→ EXERCISE TASK: Without the pictures, repeat the listing character for character.

→ DATASET CONTENT:
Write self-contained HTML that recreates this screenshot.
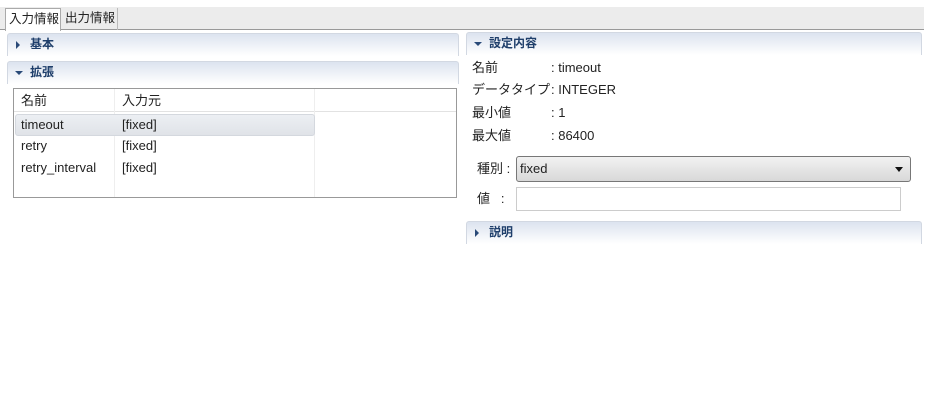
<!DOCTYPE html>
<html><head><meta charset="utf-8"><style>
*{margin:0;padding:0;box-sizing:border-box}
body{width:930px;height:410px;background:#fff;position:relative;font-family:"Liberation Sans","Noto Sans CJK JP",sans-serif;font-size:13px;color:#222;overflow:hidden}
.a{position:absolute;white-space:nowrap}
.bar{left:0;top:7px;width:924px;height:23px;background:#ececec;border-bottom:1px solid #999}
.tab{top:8px;height:22px;line-height:20px;padding:0 2px;font-size:12.5px;overflow:hidden}
.hd{border:1px solid #d2d8e2;border-bottom:none;border-radius:3px 3px 0 0;background:linear-gradient(#dce3ef,#fff);height:23px;font-weight:bold;color:#1f3f6b;line-height:21px;padding-left:22px;font-size:12px}
.tri{position:absolute;left:8px;top:7px;width:0;height:0}
.r{border-left:4px solid #2a4a78;border-top:4px solid transparent;border-bottom:4px solid transparent}
.d{top:9px;left:7px;border-top:4px solid #2a4a78;border-left:4px solid transparent;border-right:4px solid transparent}
.t{line-height:16px}
</style></head><body>
<div class="a bar"></div>
<div class="a tab" style="left:5px;width:56px;background:#fff;border:1px solid #aaa;border-bottom:none;height:23px;padding-left:3px">入力情報</div>
<div class="a tab" style="left:62px;width:56px;border-right:1px solid #bbb;padding-left:3px">出力情報</div>

<div class="a hd" style="left:7px;top:33px;width:452px"><span class="tri r"></span>基本</div>
<div class="a hd" style="left:7px;top:61px;width:452px"><span class="tri d"></span>拡張</div>

<div class="a" style="left:13px;top:88px;width:444px;height:110px;border:1px solid #999;background:#fff"></div>
<div class="a" style="left:14px;top:111px;width:442px;height:1px;background:#e2e2e2"></div>
<div class="a" style="left:114px;top:89px;width:1px;height:108px;background:#eee"></div>
<div class="a" style="left:314px;top:89px;width:1px;height:108px;background:#eee"></div>
<div class="a" style="left:15px;top:114px;width:300px;height:22px;background:linear-gradient(#eceff3,#e0e3e8);border:1px solid #d4d8de;border-radius:3px"></div>
<div class="a t" style="left:21px;top:93px">名前</div>
<div class="a t" style="left:122px;top:93px">入力元</div>
<div class="a t" style="left:21px;top:117px">timeout</div>
<div class="a t" style="left:122px;top:117px">[fixed]</div>
<div class="a t" style="left:21px;top:138px">retry</div>
<div class="a t" style="left:122px;top:138px">[fixed]</div>
<div class="a t" style="left:21px;top:160px">retry_interval</div>
<div class="a t" style="left:122px;top:160px">[fixed]</div>

<div class="a hd" style="left:466px;top:32px;width:456px"><span class="tri d"></span>設定内容</div>
<div class="a t" style="left:472px;top:60px">名前</div>
<div class="a t" style="left:551px;top:60px">:&nbsp;timeout</div>
<div class="a t" style="left:472px;top:82px">データタイプ</div>
<div class="a t" style="left:551px;top:82px">:&nbsp;INTEGER</div>
<div class="a t" style="left:472px;top:105px">最小値</div>
<div class="a t" style="left:551px;top:105px">:&nbsp;1</div>
<div class="a t" style="left:472px;top:128px">最大値</div>
<div class="a t" style="left:551px;top:128px">:&nbsp;86400</div>
<div class="a t" style="left:477px;top:161px">種別 :</div>
<div class="a" style="left:516px;top:156px;width:395px;height:26px;border:1px solid #777;border-radius:3px;background:linear-gradient(#f2f2f2,#d8d8d8);line-height:24px;padding-left:3px">fixed</div>
<div class="a" style="left:895px;top:167px;border-top:5px solid #111;border-left:4px solid transparent;border-right:4px solid transparent"></div>
<div class="a t" style="left:477px;top:191px">値&nbsp;&nbsp;&nbsp;:</div>
<div class="a" style="left:516px;top:187px;width:385px;height:24px;border:1px solid #ccc;background:#fff"></div>
<div class="a hd" style="left:466px;top:221px;width:456px"><span class="tri r"></span>説明</div>
</body></html>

→ PROBLEM SOLUTION:
Write self-contained HTML that recreates this screenshot.
<!DOCTYPE html>
<html><head><meta charset="utf-8"><style>
*{margin:0;padding:0;box-sizing:border-box}
body{width:930px;height:410px;background:#fff;position:relative;font-family:"Liberation Sans","Noto Sans CJK JP",sans-serif;font-size:13px;color:#222;overflow:hidden}
.a{position:absolute;white-space:nowrap}
.bar{left:0;top:7px;width:924px;height:23px;background:#ececec;border-bottom:1px solid #999}
.tab{top:8px;height:22px;line-height:20px;padding:0 2px;font-size:12.5px;overflow:hidden}
.hd{border:1px solid #d2d8e2;border-bottom:none;border-radius:3px 3px 0 0;background:linear-gradient(#dce3ef,#fff);height:23px;font-weight:bold;color:#1f3f6b;line-height:21px;padding-left:22px;font-size:12px}
.tri{position:absolute;left:8px;top:7px;width:0;height:0}
.r{border-left:4px solid #2a4a78;border-top:4px solid transparent;border-bottom:4px solid transparent}
.d{top:9px;left:7px;border-top:4px solid #2a4a78;border-left:4px solid transparent;border-right:4px solid transparent}
.t{line-height:16px}
</style></head><body>
<div class="a bar"></div>
<div class="a tab" style="left:5px;width:56px;background:#fff;border:1px solid #aaa;border-bottom:none;height:23px;padding-left:3px">入力情報</div>
<div class="a tab" style="left:62px;width:56px;border-right:1px solid #bbb;padding-left:3px">出力情報</div>

<div class="a hd" style="left:7px;top:33px;width:452px"><span class="tri r"></span>基本</div>
<div class="a hd" style="left:7px;top:61px;width:452px"><span class="tri d"></span>拡張</div>

<div class="a" style="left:13px;top:88px;width:444px;height:110px;border:1px solid #999;background:#fff"></div>
<div class="a" style="left:14px;top:111px;width:442px;height:1px;background:#e2e2e2"></div>
<div class="a" style="left:114px;top:89px;width:1px;height:108px;background:#eee"></div>
<div class="a" style="left:314px;top:89px;width:1px;height:108px;background:#eee"></div>
<div class="a" style="left:15px;top:114px;width:300px;height:22px;background:linear-gradient(#eceff3,#e0e3e8);border:1px solid #d4d8de;border-radius:3px"></div>
<div class="a t" style="left:21px;top:93px">名前</div>
<div class="a t" style="left:122px;top:93px">入力元</div>
<div class="a t" style="left:21px;top:117px">timeout</div>
<div class="a t" style="left:122px;top:117px">[fixed]</div>
<div class="a t" style="left:21px;top:138px">retry</div>
<div class="a t" style="left:122px;top:138px">[fixed]</div>
<div class="a t" style="left:21px;top:160px">retry_interval</div>
<div class="a t" style="left:122px;top:160px">[fixed]</div>

<div class="a hd" style="left:466px;top:32px;width:456px"><span class="tri d"></span>設定内容</div>
<div class="a t" style="left:472px;top:60px">名前</div>
<div class="a t" style="left:551px;top:60px">:&nbsp;timeout</div>
<div class="a t" style="left:472px;top:82px">データタイプ</div>
<div class="a t" style="left:551px;top:82px">:&nbsp;INTEGER</div>
<div class="a t" style="left:472px;top:105px">最小値</div>
<div class="a t" style="left:551px;top:105px">:&nbsp;1</div>
<div class="a t" style="left:472px;top:128px">最大値</div>
<div class="a t" style="left:551px;top:128px">:&nbsp;86400</div>
<div class="a t" style="left:477px;top:161px">種別 :</div>
<div class="a" style="left:516px;top:156px;width:395px;height:26px;border:1px solid #777;border-radius:3px;background:linear-gradient(#f2f2f2,#d8d8d8);line-height:24px;padding-left:3px">fixed</div>
<div class="a" style="left:895px;top:167px;border-top:5px solid #111;border-left:4px solid transparent;border-right:4px solid transparent"></div>
<div class="a t" style="left:477px;top:191px">値&nbsp;&nbsp;&nbsp;:</div>
<div class="a" style="left:516px;top:187px;width:385px;height:24px;border:1px solid #ccc;background:#fff"></div>
<div class="a hd" style="left:466px;top:221px;width:456px"><span class="tri r"></span>説明</div>
</body></html>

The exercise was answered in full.